**** Data segment

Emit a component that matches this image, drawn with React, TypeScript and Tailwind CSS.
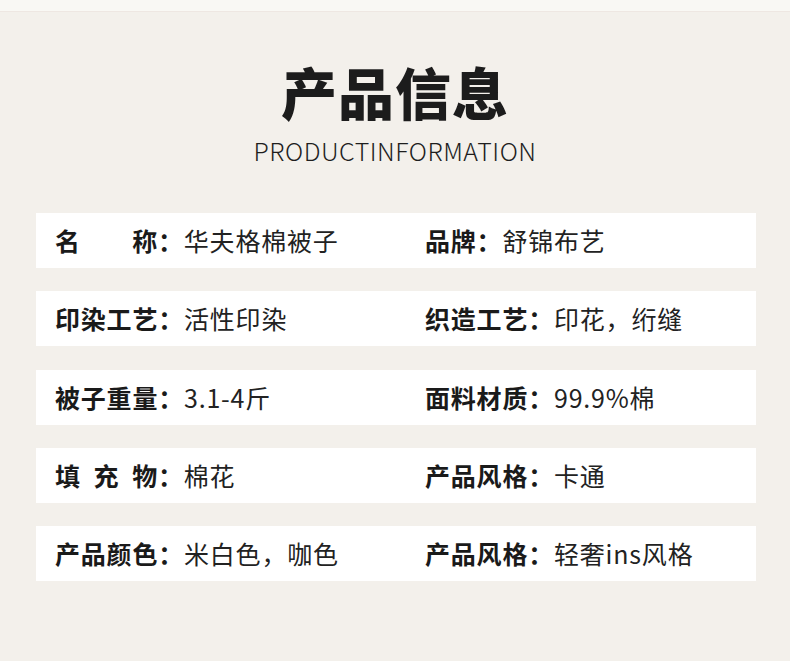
import React from "react";

type Item = { label: string[]; value: string };

const rows: [Item, Item][] = [
  [
    { label: ["名", "称"], value: "华夫格棉被子" },
    { label: ["品牌"], value: "舒锦布艺" },
  ],
  [
    { label: ["印染工艺"], value: "活性印染" },
    { label: ["织造工艺"], value: "印花，绗缝" },
  ],
  [
    { label: ["被子重量"], value: "3.1-4斤" },
    { label: ["面料材质"], value: "99.9%棉" },
  ],
  [
    { label: ["填", "充", "物"], value: "棉花" },
    { label: ["产品风格"], value: "卡通" },
  ],
  [
    { label: ["产品颜色"], value: "米白色，咖色" },
    { label: ["产品风格"], value: "轻奢ins风格" },
  ],
];

function Cell({ item }: { item: Item }) {
  const spaced = item.label.length > 1;
  return (
    <div className="flex items-center text-[25px] tracking-[0.8px] leading-none">
      {spaced ? (
        <span className="flex w-[103px] justify-between font-bold text-[#1a1a1a]">
          {item.label.map((c) => (
            <span key={c}>{c}</span>
          ))}
        </span>
      ) : (
        <span className="font-bold text-[#1a1a1a]">{item.label[0]}</span>
      )}
      <span className="font-bold text-[#1a1a1a]">：</span>
      <span className="text-[#222222]">{item.value}</span>
    </div>
  );
}

export default function App() {
  return (
    <div
      className="w-[790px] h-[661px] bg-[#f3f0eb] overflow-hidden"
      style={{ fontFamily: '"Noto Sans CJK SC", "Noto Sans", sans-serif' }}
    >
      <div className="h-[11px] bg-[#f9f8f4] border-b border-[#eee7e2] box-content" />
      <div className="flex flex-col items-center">
        <h1 className="mt-[51px] text-[56px] leading-none font-black text-[#1c1c1c] tracking-[1px]">
          产品信息
        </h1>
        <div className="mt-[19px] text-[25px] leading-none font-light text-[#1e1e1e] tracking-[0.5px]">
          PRODUCTINFORMATION
        </div>
      </div>
      <div className="mt-[50px] ml-[36px] w-[720px] flex flex-col gap-[23.25px]">
        {rows.map((r, i) => (
          <div key={i} className="grid h-[55px] grid-cols-[370px_1fr] bg-white">
            <div className="flex items-center pl-[19px]">
              <Cell item={r[0]} />
            </div>
            <div className="flex items-center pl-[19px]">
              <Cell item={r[1]} />
            </div>
          </div>
        ))}
      </div>
    </div>
  );
}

********

**Direction:**
Filter the data, keeping only the lines that contain "React".

**Problem solution:**
Emit a component that matches this image, drawn with React, TypeScript and Tailwind CSS.
import React from "react";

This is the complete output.